Wenn Du ganz unruhig bist innerlich und die Angst Dich plagt, dann wende Dich doch einfach nochmal an Deinen Gastroenterologen (oder, wenn Du da den besseren Zugang hast, zum Hausarzt) und frage ihn ganz einfach nach den möglichen Ursachen dieser Symptome! Das zuverlässigste Bild (hinsichtlich der Angst vor neuen "Knubbeln") gibt immer noch eine Koloskopie / Rektoskopie ab. Wenn Du die mühselige Abführerei auf Dich nimmst dafür, dass Du anschließend Sicherheit hast (und bei einer Rektoskopie wäre das Abführen ja noch nicht mal nötig), wäre das z.B. eine Option, und diesen Wunsch kannst Du durchaus äußern. In einer solchen Situation kann ich mir auch nicht vorstellen, dass die KRankenkasse Probleme macht.
Vielleicht ist aber auch eine psychoonkologische Beratung wohltuend in dieser Situation. Gerade was den Umgang mit der Angst angeht, die uns nach diesen Erfahrungen wirklich nicht mehr so leicht loslässt, das wieder Sortieren all der Teile in unserem Innern, die völlig über den Haufen geschmissen und durcheinandergeworfen wurden durch die Diagnose und alles, was danach kam, bringt diese Hilfe in Form von Gesprächen manchmal richtig gut weiter.

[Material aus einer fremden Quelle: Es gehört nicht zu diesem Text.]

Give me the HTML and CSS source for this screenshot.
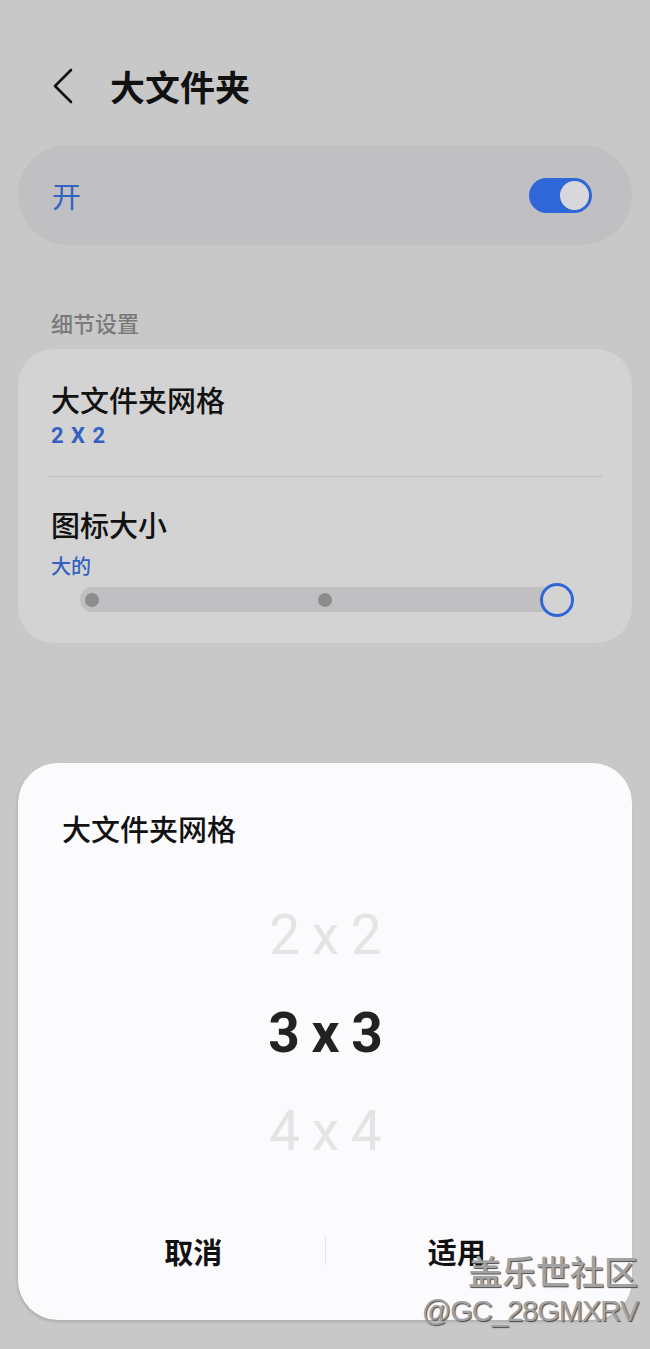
FILE: index.html
```html
<!DOCTYPE html>
<html>
<head>
  <meta charset="UTF-8">
  <title>大文件夹</title>
  <link rel="stylesheet" href="styles.css">
</head>
<body>
  <div class="header">
    <svg class="back" width="22" height="36" viewBox="0 0 22 36">
      <polyline points="19,2 3,18 19,34" fill="none" stroke="#111" stroke-width="2.6" stroke-linecap="round" stroke-linejoin="round"/>
    </svg>
    <h1>大文件夹</h1>
  </div>

  <div class="switch-card">
    <span class="switch-label">开</span>
    <div class="toggle"><div class="knob"></div></div>
  </div>

  <div class="section-label">细节设置</div>
  <div class="card">
    <div class="row">
      <div class="row-title">大文件夹网格</div>
      <div class="row-sub num">2 X 2</div>
    </div>
    <div class="divider"></div>
    <div class="row">
      <div class="row-title">图标大小</div>
      <div class="row-sub small">大的</div>
      <div class="slider">
        <span class="dot"></span>
        <span class="dot dot-mid"></span>
        <span class="ring"></span>
      </div>
    </div>
  </div>

  <div class="dialog">
    <div class="dialog-title">大文件夹网格</div>
    <div class="picker">
      <div class="pick faded">2 x 2</div>
      <div class="pick current">3 x 3</div>
      <div class="pick faded">4 x 4</div>
    </div>
    <div class="actions">
      <div class="action">取消</div>
      <div class="sep"></div>
      <div class="action">适用</div>
    </div>
  </div>

  <div class="watermark">
    <div class="wm-big">盖乐世社区</div>
    <div class="wm-small">@GC_28GMXRV</div>
  </div>
</body>
</html>
```

FILE: styles.css
```css
/* Reset & basic styling */
* { box-sizing: border-box; }
body {
  margin: 0;
  padding: 0;
  position: relative;
  height: 1349px;
  overflow: hidden;
  font-family: "Noto Sans CJK SC", sans-serif;
  background: #c8c8c8;
  color: #111;
}
/* Top bar */
.header {
  display: flex;
  align-items: center;
  height: 50px;
  margin-top: 61px;
  padding-left: 52px;
}
.back { flex: none; }
h1 {
  margin: 0 0 0 36px;
  font-size: 35px;
  line-height: 44px;
  font-weight: 700;
}
/* Master switch */
.switch-card {
  display: flex;
  align-items: center;
  justify-content: space-between;
  height: 100px;
  margin: 34px 18px 0;
  padding: 0 40px 0 34px;
  background: #c0c0c2;
  border-radius: 50px;
}
.switch-label {
  color: #3463c4;
  font-size: 29px;
  line-height: 36px;
}
.toggle {
  display: flex;
  justify-content: flex-end;
  align-items: center;
  width: 63px;
  height: 35px;
  padding: 3px;
  border-radius: 18px;
  background: #2f66d8;
}
.knob {
  width: 29px;
  height: 29px;
  border-radius: 50%;
  background: #d8d8dc;
}
/* Details */
.section-label {
  margin: 63px 0 0 51px;
  font-size: 22px;
  line-height: 28px;
  color: #7a7a7a;
  font-weight: 500;
}
.card {
  margin: 13px 18px 0;
  padding: 32px 0 31px;
  background: #d3d3d3;
  border-radius: 36px;
}
.row { padding: 0 33px; }
.row-title {
  font-size: 29px;
  line-height: 36px;
  font-weight: 500;
}
.row-sub {
  margin-top: 5px;
  color: #3461c1;
}
.num {
  font-family: Roboto, "Noto Sans CJK SC", sans-serif;
  font-size: 22px;
  line-height: 28px;
  font-weight: 700;
  letter-spacing: 0.5px;
  word-spacing: 1px;
}
.small {
  margin-top: 11px;
  font-size: 20px;
  line-height: 26px;
  font-weight: 500;
}
.divider {
  height: 1px;
  margin: 26px 30px 29px;
  background: #bcbcbc;
}
.slider {
  display: flex;
  align-items: center;
  width: 490px;
  height: 25px;
  margin: 8px 0 0 29px;
  padding-left: 5px;
  background: #c0c0c2;
  border-radius: 13px;
}
.dot {
  width: 14px;
  height: 14px;
  border-radius: 50%;
  background: #8c8c8e;
  flex: none;
}
.dot-mid { margin-left: 219px; }
.ring {
  flex: none;
  width: 34px;
  height: 34px;
  margin-left: 208px;
  border: 3px solid #2f66d8;
  border-radius: 50%;
  background: #d3d3d3;
}
/* Picker dialog */
.dialog {
  margin: 120px 18px 0;
  padding: 47px 44px 39px;
  background: #fbfbfd;
  border-radius: 40px;
  box-shadow: -1px 2px 3px rgba(0,0,0,0.12);
}
.dialog-title {
  font-size: 29px;
  line-height: 36px;
  font-weight: 500;
}
.picker { margin-top: 40px; }
.pick {
  height: 98px;
  line-height: 98px;
  text-align: center;
  font-family: Roboto, sans-serif;
  font-size: 55px;
  letter-spacing: -1px;
}
.faded { color: #e4e4e6; }
.current {
  color: #222;
  font-weight: 700;
}
.actions {
  display: flex;
  align-items: center;
  height: 60px;
  margin-top: 41px;
}
.action {
  flex: 1;
  text-align: center;
  font-size: 29px;
  line-height: 36px;
  font-weight: 700;
}
.sep {
  width: 1px;
  height: 28px;
  background: #e2e2e4;
}
/* Watermark overlay */
.watermark {
  position: absolute;
  top: 1249px;
  right: 12px;
  text-align: right;
  color: #a2a2a2;
  text-shadow: 1px 1px 1px #4a4a4a;
}
.wm-big {
  font-size: 34px;
  line-height: 44px;
  font-weight: 500;
}
.wm-small {
  font-family: "Liberation Sans", sans-serif;
  font-size: 29px;
  line-height: 36px;
  letter-spacing: -1px;
}
```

Und außerdem gibt es immer noch das Forum und uns hier, wo Du immer Ansprache suchen und auch finden kannst.

Versuch Dich zu freuen, dass Du das Ding so früh entdeckt hast. Deine Histologie klingt doch, und das meine ich jetzt wirklich nicht zynisch, eigentlich noch denkbar gut! Sozusagen das Optimum, wenn man schon Krebs hat. Damit auch, folgere ich jetzt als Laie, optimale Prognosen!

Liebe cinderella, halt uns auf dem Laufenden. Dir alles Gute!